Most of the rest of the tracks are originals. The dB’s sprightly folk-rock ditty “Home For The Holidays” is not related to the well-known classic of the same name. Deborah Holland, who worked with Stewart Copeland in a trio called Animal Logic, contributed “It Only Comes Once a Year”, an uplifting song that found its way onto in-store satellite broadcasting networks. Tracks from Squeeze and Timbuk 3 succeed moderately well at pseudo-hip humor, but Wall Of Voodoo’s bad-taste contribution is rather excessive. Also, Rebel Pebbles’ “Cool Yule” suffers from too much girl-group cuteness.

Just In Time For Christmas could definitely serve as a quirky alternative to the current crop of holiday CDs. It’s out of print, but is worth searching out for fans of pre-grunge alternative rock, especially those who feel that they must own that rare Klark Kent track.

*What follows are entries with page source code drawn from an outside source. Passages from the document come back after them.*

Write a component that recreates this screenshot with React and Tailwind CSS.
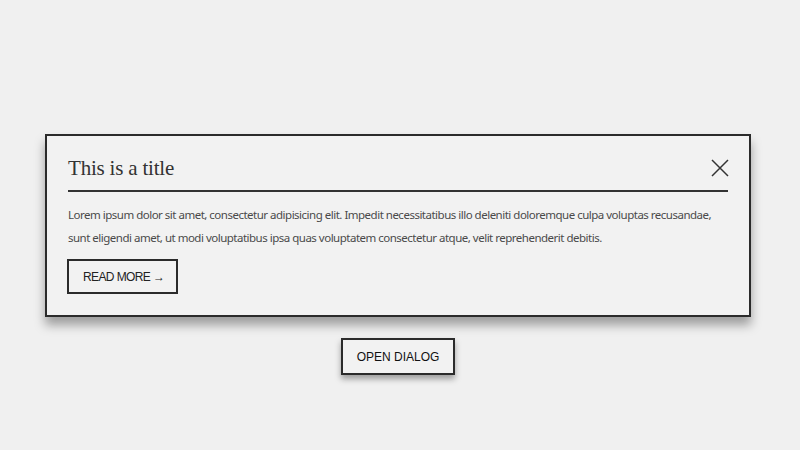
export default function App() {
  return (
    <div className="min-h-screen w-full bg-[#f0f0f0] flex flex-col items-center pt-[134px] pr-[4px]">
      {/* Dialog */}
      <div className="w-[706px] border-2 border-[#2b2b2b] bg-[#f2f2f2] shadow-[0_8px_10px_rgba(0,0,0,0.35)] px-[21px] pt-[18px] pb-[21px]">
        <div className="flex items-center justify-between border-b-2 border-[#333] pb-[8px]">
          <h2 className="text-[21px] leading-[28px] text-[#333] tracking-[-0.2px]" style={{ fontFamily: '"Liberation Serif", serif' }}>
            This is a title
          </h2>
          <button className="w-[20px] h-[20px] flex items-center justify-center mr-[-2px]">
            <svg width="18" height="18" viewBox="0 0 18 18" fill="none" stroke="#333" strokeWidth="1.5">
              <path d="M1 1 L17 17 M17 1 L1 17" />
            </svg>
          </button>
        </div>
        <p className="mt-[11px] text-[11.5px] leading-[23px] tracking-[-0.5px] text-[#4a4a4a]" style={{ fontFamily: '"Noto Sans", sans-serif' }}>
          Lorem ipsum dolor sit amet, consectetur adipisicing elit. Impedit necessitatibus illo deleniti doloremque culpa voluptas recusandae, sunt eligendi amet, ut modi voluptatibus ipsa quas voluptatem consectetur atque, velit reprehenderit debitis.
        </p>
        <button className="mt-[10px] ml-[-1px] h-[35px] pl-[14px] pr-[12px] border-2 border-[#2b2b2b] text-[12px] tracking-[-0.6px] text-[#222] bg-transparent" style={{ fontFamily: '"Liberation Sans", Arial, sans-serif' }}>
          READ MORE →
        </button>
      </div>
      {/* Open dialog button */}
      <button className="mt-[21px] h-[37px] px-[14px] border-2 border-[#2b2b2b] bg-[#f2f2f2] text-[12px] text-[#111] shadow-[0_4px_6px_rgba(0,0,0,0.35)]" style={{ fontFamily: '"Liberation Sans", Arial, sans-serif' }}>
        OPEN DIALOG
      </button>
    </div>
  );
}
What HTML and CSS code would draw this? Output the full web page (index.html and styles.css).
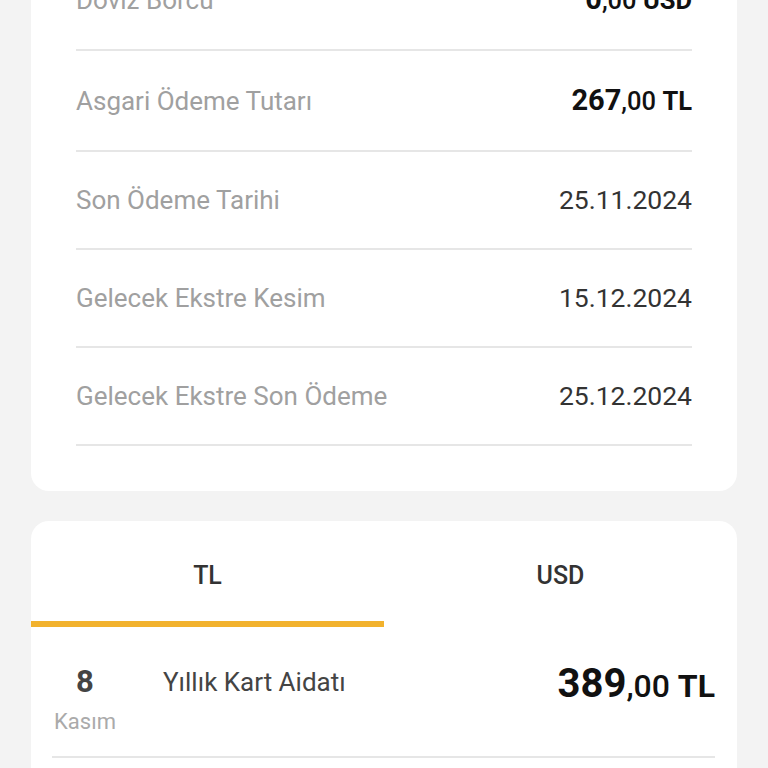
FILE: index.html
```html
<!DOCTYPE html>
<html lang="tr">
<head>
    <meta charset="UTF-8">
    <meta name="viewport" content="width=device-width, initial-scale=1.0">
    <title>Kart Ekstresi</title>
    <link rel="stylesheet" href="styles.css">
</head>
<body>
    <div class="screen">
        <div class="card statement">
            <div class="info-row">
                <span class="info-label">Döviz Borcu</span>
                <span class="info-value strong"><b>0</b>,00 <b>USD</b></span>
            </div>
            <div class="info-row">
                <span class="info-label">Asgari Ödeme Tutarı</span>
                <span class="info-value strong"><b>267</b>,00 <b>TL</b></span>
            </div>
            <div class="info-row">
                <span class="info-label">Son Ödeme Tarihi</span>
                <span class="info-value">25.11.2024</span>
            </div>
            <div class="info-row">
                <span class="info-label">Gelecek Ekstre Kesim</span>
                <span class="info-value">15.12.2024</span>
            </div>
            <div class="info-row">
                <span class="info-label">Gelecek Ekstre Son Ödeme</span>
                <span class="info-value">25.12.2024</span>
            </div>
        </div>

        <div class="card transactions">
            <div class="tabs">
                <div class="tab active">TL</div>
                <div class="tab">USD</div>
            </div>

            <div class="tx-list">
                <div class="tx-row">
                    <div class="tx-date">
                        <span class="tx-day">8</span>
                        <span class="tx-month">Kasım</span>
                    </div>
                    <div class="tx-desc">Yıllık Kart Aidatı</div>
                    <div class="tx-amount"><b>389</b>,00 <b>TL</b></div>
                </div>
            </div>
        </div>
    </div>
</body>
</html>
```

FILE: styles.css
```css
* {
    margin: 0;
    padding: 0;
    box-sizing: border-box;
    font-family: Roboto, 'Noto Sans', sans-serif;
}

:root {
    --page-bg: #f3f3f3;
    --card-bg: #ffffff;
    --label: #a0a0a0;
    --text: #333333;
    --strong: #111111;
    --line: #e6e6e6;
    --accent: #f2b22d;
}

body {
    background: var(--page-bg);
    color: var(--text);
    overflow: hidden;
}

/* page is scrolled a bit, first row sits under the top edge */
.screen {
    margin-top: -50px;
    padding: 0 31px 40px;
}

.card {
    background: var(--card-bg);
    border-radius: 18px;
}

.statement {
    padding: 0 45px 45px;
    margin-bottom: 30px;
}

.info-row {
    display: flex;
    justify-content: space-between;
    align-items: center;
    padding: 33px 0;
    border-bottom: 2px solid var(--line);
    line-height: 30px;
}

.info-label {
    font-size: 26px;
    color: var(--label);
}

.info-value {
    font-size: 26.5px;
    color: var(--text);
}

.info-value.strong {
    color: var(--strong);
    font-size: 25.5px;
    font-weight: 500;
    line-height: 32px;
}

.info-value.strong b {
    font-weight: 700;
}

.info-value.strong b:first-child {
    font-size: 29px;
}

.tabs {
    display: flex;
}

.tab {
    flex: 1;
    text-align: center;
    font-size: 25px;
    font-weight: 500;
    line-height: 30px;
    color: var(--text);
    padding: 40px 0 30px;
    border-bottom: 6px solid transparent;
}

.tab.active {
    border-bottom-color: var(--accent);
}

.tx-list {
    padding: 0 22px 60px 21px;
}

.tx-row {
    display: flex;
    align-items: flex-start;
    padding: 37px 0 22px;
    border-bottom: 2px solid var(--line);
}

.tx-date {
    display: flex;
    flex-direction: column;
    align-items: center;
    width: 66px;
    gap: 10px;
}

.tx-day {
    font-size: 31px;
    font-weight: 700;
    line-height: 36px;
    color: #444444;
}

.tx-month {
    font-size: 22px;
    line-height: 24px;
    color: #aaaaaa;
}

.tx-desc {
    flex: 1;
    margin-left: 45px;
    font-size: 26px;
    line-height: 36px;
    color: #444444;
}

.tx-amount {
    font-size: 32px;
    font-weight: 500;
    line-height: 40px;
    color: var(--strong);
}

.tx-amount b {
    font-weight: 700;
}

.tx-amount b:first-child {
    font-size: 40px;
}
```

Various Artists “Just In Time For Christmas” (I.R.S. X2 13052) 1990

Track Listing:

1. SQUEEZE – Christmas Day
2. REBEL PEBBLES – Cool Yule
3. KLARK KENT – Yo Ho Ho
4. TORCH SONG – Hark
5. RECKLESS SLEEPERS – Every Day Will Be Like A Holiday
6. STEVE HUNTER – We Three Kings
7. THE dB’s – Home For The Holidays
8. MOLLY JOHNSON & NORMAN ORENSTEIN – Silent Night
9. DEBORAH HOLLAND – It Only Comes Once A Year
10. TIMBUK 3 – All I Want For Christmas
11. KENNEDY ROSE – More Than One Night A Year
12. DREAD ZEPPELIN – All I Want For Christmas Is My Two Front Teeth
13. WALL OF VOODOO – Shouldn’t Have Given Him A Gun For Christmas

Van Halen's Legendary M&M's Rider

The folks at the Smoking Gun website have provided me with a hilarious '80's flashback. They have published Van Halen's infamous 1982 concert contract rider that stipulates that no brown M&M's should ever be included in their backstage servings. Here it is:

http://www.thesmokinggun.com/archive/years/2008/1211081vanhalen1.html

Here is what the Smoking Gun site says about the rider:

While the underlined rider entry has often been described as an example of rock excess, the outlandish demand of multimillionaires, the group has said the M&M provision was included to make sure that promoters had actually read its lengthy rider. If brown M&M's were in the backstage candy bowl, Van Halen surmised that more important aspects of a performance--lighting, staging, security, ticketing--may have been botched by an inattentive promoter.


While the concert riders of famous musicians are now old news, it is revealing to thumb through the 53-page VH rider to see examples of the detailed demands that such artists make. Personally, I would find it hard to blame some promoters from missing certain details of these riders. Reading the lengthy VH rider becomes mind-numbing after a while.

If you want to cut to the chase, the stipulation about the brown M&M's is found on page 9 of the rider. Farther down on the same page, it stipulates that the band was entitled to "One (1) large tube KY Jelly". Well, that killed my M&M craving.

Saturday, December 06, 2008

Did Coldplay rip off Joe Satriani?

American rock guitar virtuoso Joe Satriani is suing Coldplay, claiming that the title track from the Britpop band's 2008 album Viva La Vida "copied and incorporated substantial original portions" of his 2004 track "If I Could Fly". Hmmm...Coldplay stealing from Satch? When I first heard this, I thought it sounded almost as unlikely as, say, Avril Lavigne ripping off the Rubinoos. It is hardly uncommon for two songs to resemble each other purely by coincidence. In fact, Coldplay were already accused of stealing that song's melody from an obscure Brooklyn band called Creaky Boards. But this clever YouTube video supports Satriani's claim quite well:



Maybe Coldplay should have asked Satch's permission to sample it. Just kidding. In any case, the plagiarism-or-coincidence argument may boil down to this question: How likely is it that Coldplay listen to Joe Satriani?